After some more Rosé my lunch partners did actually come up with problems. Problems that I think could be addressed but the problem was that they saw these 'problem' as facts of life, not something that could be addressed.

Therefore, the primary problem that we should try to address is how to cross the steep threshold that Java puts between an uninitiated developer and a web app. I think having a framework for web apps that provides a skeleton for other applications is the start point that will make a difference. However, to also attract non-Java developers we will need to minimize the accidental complexity of Java and OSGi. With DS annotations and bndtools I think OSGi's accidental complexity is ok for the powers it offers. However, after researching how to handle persistency in Java I find it hard to apply the Java EE APIs in OSGi so that they provide an out of the box experience like PHP. At the same time, I find some other libraries that are not Java EE but seem a lot easier to use. It will be interesting to find out how we will weigh the compatibility requirements against the simplicity requirements.
Peter Kriens (@pkriens)


  1. Interesting post. I like how you said, "It was clear to me that much of the accidental complexity we have in Java was not understood to have sound software engineering reasons, for them it was just painful and overly complex." It is kind of a sad truth. One only really sees the value in all of it after becoming intimately familiar with it. Yet if the barrier to entry is high, many will never even get to the point where they will see it. For me, I grew up with Java since it first came out - so I evolved with it and never experienced the complexity as it is today anew. It is interesting to think about.

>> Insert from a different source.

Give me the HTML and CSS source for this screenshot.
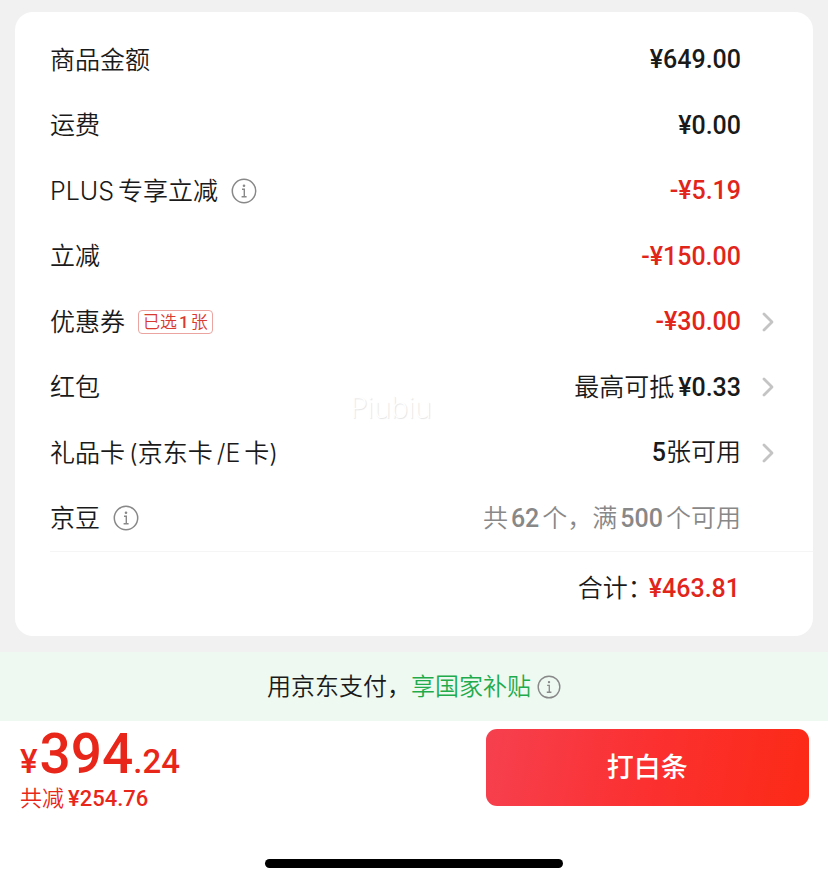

  2. Bullshit. You can success with Java or PHP or anything else. The point is: large teams, large projects. PHP is a pain in the ass with big projects and large teams. You can do it, but it's not easy. Java brings all the tools and better support for that scene. Java is a lot easier with big teams, large projects over time. But with great engineering and great programmers, you can success with ANY tech. Call it Java, PHP, .NET, Python, even BASIC. Great human resources can make great things... even with shit.

    1. No doubt you are right, but kind of irrelevant isn't it? 'Great human resources' would be even more efficient with good engineering, it is not about the goal, it is about the process to get there. I think you also ignore the maintenance phase, the part where your software will reside for the majority of its life and those 'Great human resources' have long left the project.

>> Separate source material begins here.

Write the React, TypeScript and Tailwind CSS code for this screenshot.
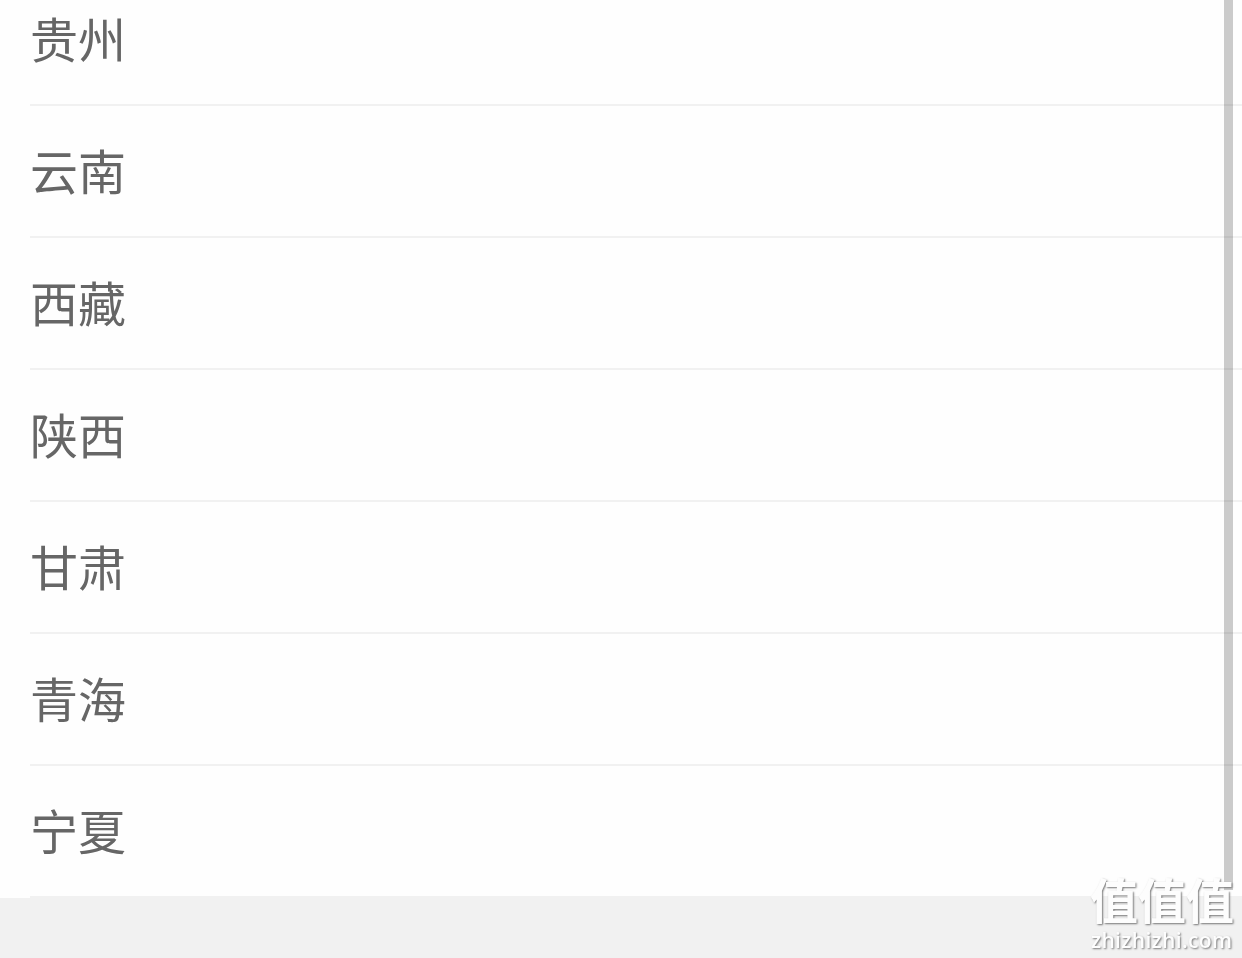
import React from 'react';

const provinces = ['贵州', '云南', '西藏', '陕西', '甘肃', '青海', '宁夏'];

const Watermark = () => (
  <div className="absolute left-[1091px] top-[874px] text-[#fdfdfd] will-change-transform">
    <div className="-ml-px font-['Noto_Sans_CJK_SC',sans-serif] text-[48px] font-bold leading-[48px] whitespace-nowrap [text-shadow:1px_1px_2px_#777]">值值值</div>
    <div className="mt-[6px] font-['Open_Sans',sans-serif] text-[21px] font-semibold leading-[24px] tracking-[0.35px] whitespace-nowrap [text-shadow:1px_1px_2px_#777]">zhizhizhi.com</div>
  </div>
);

const App = () => {
  return (
    <div className="relative h-[958px] overflow-hidden bg-[#f1f1f1] font-['Noto_Sans_CJK_SC',sans-serif]">
      <ul className="-mt-[26px] bg-[#fefefe] pl-[30px]">
        {provinces.map((name) => (
          <li
            key={name}
            className="flex h-[132px] items-center border-b-2 border-[#f1f1f1] pb-[4px] text-[48px] leading-none text-[#666]"
          >
            <span className="will-change-transform">{name}</span>
          </li>
        ))}
      </ul>
      {/* Scrollbar */}
      <div className="absolute left-[1224px] top-0 h-[890px] w-[9px] bg-black/20" />
      <Watermark />
    </div>
  );
};

export default App;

  3. I beg to disagree. While your background story is accurate, your conclusion is not on point.

    Example is Rails. And Play. Those are complex technologies with lots of metaprogramming magic inside. Average Ruby or Java developer will have difficulties in understanding the framework.

    Complexity of the framework has little to do with adoption. It's about usability.

    It's as easy to get started with Rails as it is with Play. And it's somewhat normative: you get straightforward 5-minute or so tutorial right from their official websites.
    Neither is true with OSGi.

    Yeah OSGi is abstract, so mention a framework then. Pax Wicket comes to mind. I adore Pax Wicket, but on the "get started" easiness scale, Rails and Play wins easily.

    Starting out is just a start, the developer needs to evolve the app to more complex.. Rails ecosystem provides plugins and general coherence in the way things USUALLY work. So ask any Rails expert about how to do X and even if the answer varies, there's usually a common lining. And it usually works.

    OSGi? 99% the answer is "it depends". Database? It depends if you use JDBC/Spring/JPA/Hibernate/OpenJPA etc.

    That's the most basic thing one can get and Rails has its basics covered, while in OSGi land we're still wondering why JPA fails some operations under OSGi and works properly without.

    Any OSGi app dev will hit (lots of) CNF within his first week. This is a bizarre experience that never happens on PHP, Rails, and even to some extent Java.

    And the more complex the app gets, the more libs get used, it gets worse. Java ecosystem is huge but most of them aren't 100% OSGi friendly yet. Even those who try are struggling. Rails...well as long as you can specify a version then that plugin should work just fine.

    Note I am a proponent of OSGi. And as an insider, Java is the best tech for me and it's my main language. But since the topic is adoption, there I said it honest and front.

    Note also that barrier of adoption is not exclusive to OSGi but also to Java. So OSGi only compounds the barrier that already exist in Java, not reducing it.

    Good luck!

    1. I fully agree with Hendy. The biggest problem in Java is that for every technical part of a typical application there are many alternatives and they do not integrate well.

      If you want to create a business app there is a lot of effort to setup the technical infrastructure. The only kind of consistent framework is Java EE. It offers a coherent model from UI over services to persistence.

      In OSGi it is even worse. We have some nice service frameworks like blueprint and declarative services but the rest is largely missing. How would I do the UI, how persistence.

      Blueprint at least has namespaces that allow integration with aries jpa, cxf and camel. It is too inconvenient with the xml though.

      DS on the other hand does not provide integration with other frameworks at all. So it lacks the completeness to build a full app. Bndtools is nice but a far as I know it lacks integration with maven. As maven is used in most companies this is a big issue.

      The only candidate to do complete applications in OSGi I currently see would be Java EE adapted for OSGi and with good maven integration. The are efforts to achieve this already like Karaf EE or pax cdi but they are far from production ready.

      So to sum it up we need a consistent model for building business apps including build integration.


    2. Hendy you are dead on. As a developer with experience in many different languages and frameworks it has completely confounded me that the only framework I've taken more than a week to feel comfortable in are OSGI implementations. I still don't feel comfortable in them and have considered migrating a very large project I'm the lead on to a non-osgi framework.

      I like java as a language. It enjoys wide support and has very good documentation overall. OSGI and it's lack of drop in support for existing libraries has made a terrible fumble in my eyes. The key to wide adoption and admiration is a low barrier to entry.